### [Exercise instructions]
Leave out the pictures and restate the rest of the data exactly.

▼

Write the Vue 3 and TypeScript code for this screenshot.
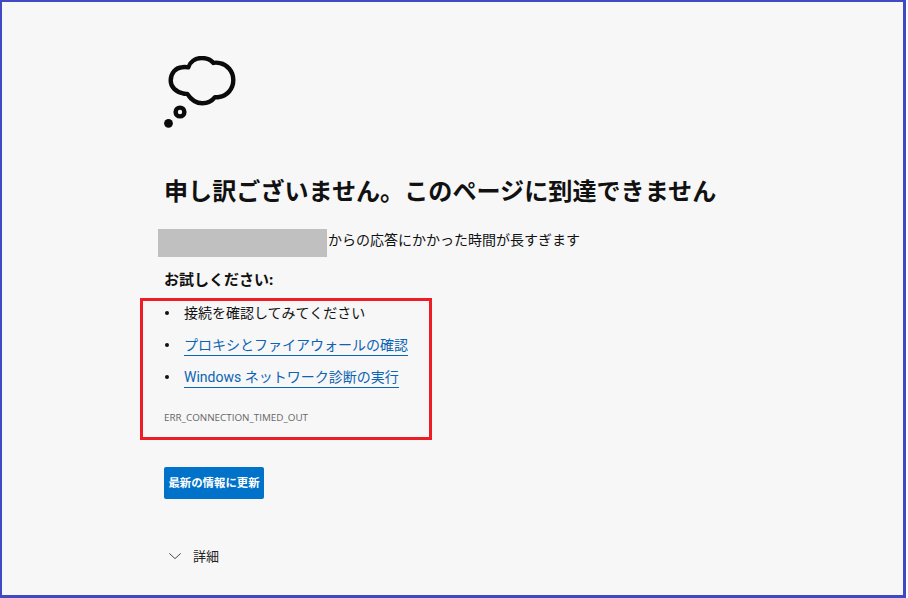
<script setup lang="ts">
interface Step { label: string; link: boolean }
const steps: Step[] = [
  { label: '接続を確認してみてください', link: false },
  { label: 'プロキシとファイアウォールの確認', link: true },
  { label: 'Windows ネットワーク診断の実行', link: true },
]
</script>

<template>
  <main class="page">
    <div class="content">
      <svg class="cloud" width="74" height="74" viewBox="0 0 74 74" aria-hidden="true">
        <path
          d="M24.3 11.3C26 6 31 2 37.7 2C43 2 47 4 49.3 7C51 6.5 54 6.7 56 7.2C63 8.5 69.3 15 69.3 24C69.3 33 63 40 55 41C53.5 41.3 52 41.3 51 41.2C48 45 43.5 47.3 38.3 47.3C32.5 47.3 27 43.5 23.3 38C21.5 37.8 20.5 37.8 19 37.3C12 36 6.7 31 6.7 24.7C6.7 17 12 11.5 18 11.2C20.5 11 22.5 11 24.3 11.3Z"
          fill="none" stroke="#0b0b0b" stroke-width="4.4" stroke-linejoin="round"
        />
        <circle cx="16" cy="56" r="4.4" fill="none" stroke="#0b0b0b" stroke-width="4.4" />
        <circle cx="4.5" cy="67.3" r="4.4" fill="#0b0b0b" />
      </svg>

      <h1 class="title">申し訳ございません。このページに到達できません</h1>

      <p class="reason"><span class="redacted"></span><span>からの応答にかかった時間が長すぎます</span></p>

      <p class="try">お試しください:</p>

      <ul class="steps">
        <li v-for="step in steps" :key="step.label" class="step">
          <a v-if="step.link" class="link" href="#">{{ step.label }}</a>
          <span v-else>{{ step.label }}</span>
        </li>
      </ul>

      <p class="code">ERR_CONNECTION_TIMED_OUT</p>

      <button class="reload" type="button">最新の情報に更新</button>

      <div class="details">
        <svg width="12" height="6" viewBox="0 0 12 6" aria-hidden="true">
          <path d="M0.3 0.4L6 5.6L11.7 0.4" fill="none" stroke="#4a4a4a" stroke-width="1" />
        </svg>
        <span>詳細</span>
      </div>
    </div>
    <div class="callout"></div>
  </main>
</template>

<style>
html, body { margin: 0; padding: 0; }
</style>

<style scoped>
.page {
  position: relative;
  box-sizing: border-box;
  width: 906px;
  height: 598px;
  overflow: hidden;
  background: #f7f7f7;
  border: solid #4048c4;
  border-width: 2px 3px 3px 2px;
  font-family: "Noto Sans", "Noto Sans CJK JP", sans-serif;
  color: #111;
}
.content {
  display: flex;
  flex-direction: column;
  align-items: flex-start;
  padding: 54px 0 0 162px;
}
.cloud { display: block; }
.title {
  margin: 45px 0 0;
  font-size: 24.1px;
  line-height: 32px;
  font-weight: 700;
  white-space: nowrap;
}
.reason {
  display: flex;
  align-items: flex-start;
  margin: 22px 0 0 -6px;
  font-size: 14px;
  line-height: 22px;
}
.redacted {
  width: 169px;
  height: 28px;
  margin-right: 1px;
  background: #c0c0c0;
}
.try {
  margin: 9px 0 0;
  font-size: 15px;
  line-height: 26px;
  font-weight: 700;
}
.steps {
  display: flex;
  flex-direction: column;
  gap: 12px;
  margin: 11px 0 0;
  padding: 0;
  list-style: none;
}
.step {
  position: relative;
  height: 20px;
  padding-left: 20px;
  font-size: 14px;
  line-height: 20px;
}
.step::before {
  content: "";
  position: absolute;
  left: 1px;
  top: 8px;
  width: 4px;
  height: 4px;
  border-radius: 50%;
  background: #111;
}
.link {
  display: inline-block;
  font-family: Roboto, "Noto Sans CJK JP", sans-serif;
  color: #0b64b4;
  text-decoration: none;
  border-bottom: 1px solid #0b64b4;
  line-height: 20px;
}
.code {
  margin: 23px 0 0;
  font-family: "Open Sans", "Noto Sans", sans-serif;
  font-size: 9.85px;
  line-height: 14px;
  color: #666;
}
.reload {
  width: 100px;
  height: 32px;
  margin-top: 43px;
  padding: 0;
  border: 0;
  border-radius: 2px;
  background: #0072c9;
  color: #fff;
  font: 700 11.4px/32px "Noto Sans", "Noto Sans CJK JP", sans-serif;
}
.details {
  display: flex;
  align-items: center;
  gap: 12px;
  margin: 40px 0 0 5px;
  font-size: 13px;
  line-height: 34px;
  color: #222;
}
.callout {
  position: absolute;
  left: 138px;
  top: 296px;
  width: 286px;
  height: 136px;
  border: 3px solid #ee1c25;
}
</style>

▲

### [Answer to the problem]
Write the Vue 3 and TypeScript code for this screenshot.
<script setup lang="ts">
interface Step { label: string; link: boolean }
const steps: Step[] = [
  { label: '接続を確認してみてください', link: false },
  { label: 'プロキシとファイアウォールの確認', link: true },
  { label: 'Windows ネットワーク診断の実行', link: true },
]
</script>

<template>
  <main class="page">
    <div class="content">
      <svg class="cloud" width="74" height="74" viewBox="0 0 74 74" aria-hidden="true">
        <path
          d="M24.3 11.3C26 6 31 2 37.7 2C43 2 47 4 49.3 7C51 6.5 54 6.7 56 7.2C63 8.5 69.3 15 69.3 24C69.3 33 63 40 55 41C53.5 41.3 52 41.3 51 41.2C48 45 43.5 47.3 38.3 47.3C32.5 47.3 27 43.5 23.3 38C21.5 37.8 20.5 37.8 19 37.3C12 36 6.7 31 6.7 24.7C6.7 17 12 11.5 18 11.2C20.5 11 22.5 11 24.3 11.3Z"
          fill="none" stroke="#0b0b0b" stroke-width="4.4" stroke-linejoin="round"
        />
        <circle cx="16" cy="56" r="4.4" fill="none" stroke="#0b0b0b" stroke-width="4.4" />
        <circle cx="4.5" cy="67.3" r="4.4" fill="#0b0b0b" />
      </svg>

      <h1 class="title">申し訳ございません。このページに到達できません</h1>

      <p class="reason"><span class="redacted"></span><span>からの応答にかかった時間が長すぎます</span></p>

      <p class="try">お試しください:</p>

      <ul class="steps">
        <li v-for="step in steps" :key="step.label" class="step">
          <a v-if="step.link" class="link" href="#">{{ step.label }}</a>
          <span v-else>{{ step.label }}</span>
        </li>
      </ul>

      <p class="code">ERR_CONNECTION_TIMED_OUT</p>

      <button class="reload" type="button">最新の情報に更新</button>

      <div class="details">
        <svg width="12" height="6" viewBox="0 0 12 6" aria-hidden="true">
          <path d="M0.3 0.4L6 5.6L11.7 0.4" fill="none" stroke="#4a4a4a" stroke-width="1" />
        </svg>
        <span>詳細</span>
      </div>
    </div>
    <div class="callout"></div>
  </main>
</template>

<style>
html, body { margin: 0; padding: 0; }
</style>

<style scoped>
.page {
  position: relative;
  box-sizing: border-box;
  width: 906px;
  height: 598px;
  overflow: hidden;
  background: #f7f7f7;
  border: solid #4048c4;
  border-width: 2px 3px 3px 2px;
  font-family: "Noto Sans", "Noto Sans CJK JP", sans-serif;
  color: #111;
}
.content {
  display: flex;
  flex-direction: column;
  align-items: flex-start;
  padding: 54px 0 0 162px;
}
.cloud { display: block; }
.title {
  margin: 45px 0 0;
  font-size: 24.1px;
  line-height: 32px;
  font-weight: 700;
  white-space: nowrap;
}
.reason {
  display: flex;
  align-items: flex-start;
  margin: 22px 0 0 -6px;
  font-size: 14px;
  line-height: 22px;
}
.redacted {
  width: 169px;
  height: 28px;
  margin-right: 1px;
  background: #c0c0c0;
}
.try {
  margin: 9px 0 0;
  font-size: 15px;
  line-height: 26px;
  font-weight: 700;
}
.steps {
  display: flex;
  flex-direction: column;
  gap: 12px;
  margin: 11px 0 0;
  padding: 0;
  list-style: none;
}
.step {
  position: relative;
  height: 20px;
  padding-left: 20px;
  font-size: 14px;
  line-height: 20px;
}
.step::before {
  content: "";
  position: absolute;
  left: 1px;
  top: 8px;
  width: 4px;
  height: 4px;
  border-radius: 50%;
  background: #111;
}
.link {
  display: inline-block;
  font-family: Roboto, "Noto Sans CJK JP", sans-serif;
  color: #0b64b4;
  text-decoration: none;
  border-bottom: 1px solid #0b64b4;
  line-height: 20px;
}
.code {
  margin: 23px 0 0;
  font-family: "Open Sans", "Noto Sans", sans-serif;
  font-size: 9.85px;
  line-height: 14px;
  color: #666;
}
.reload {
  width: 100px;
  height: 32px;
  margin-top: 43px;
  padding: 0;
  border: 0;
  border-radius: 2px;
  background: #0072c9;
  color: #fff;
  font: 700 11.4px/32px "Noto Sans", "Noto Sans CJK JP", sans-serif;
}
.details {
  display: flex;
  align-items: center;
  gap: 12px;
  margin: 40px 0 0 5px;
  font-size: 13px;
  line-height: 34px;
  color: #222;
}
.callout {
  position: absolute;
  left: 138px;
  top: 296px;
  width: 286px;
  height: 136px;
  border: 3px solid #ee1c25;
}
</style>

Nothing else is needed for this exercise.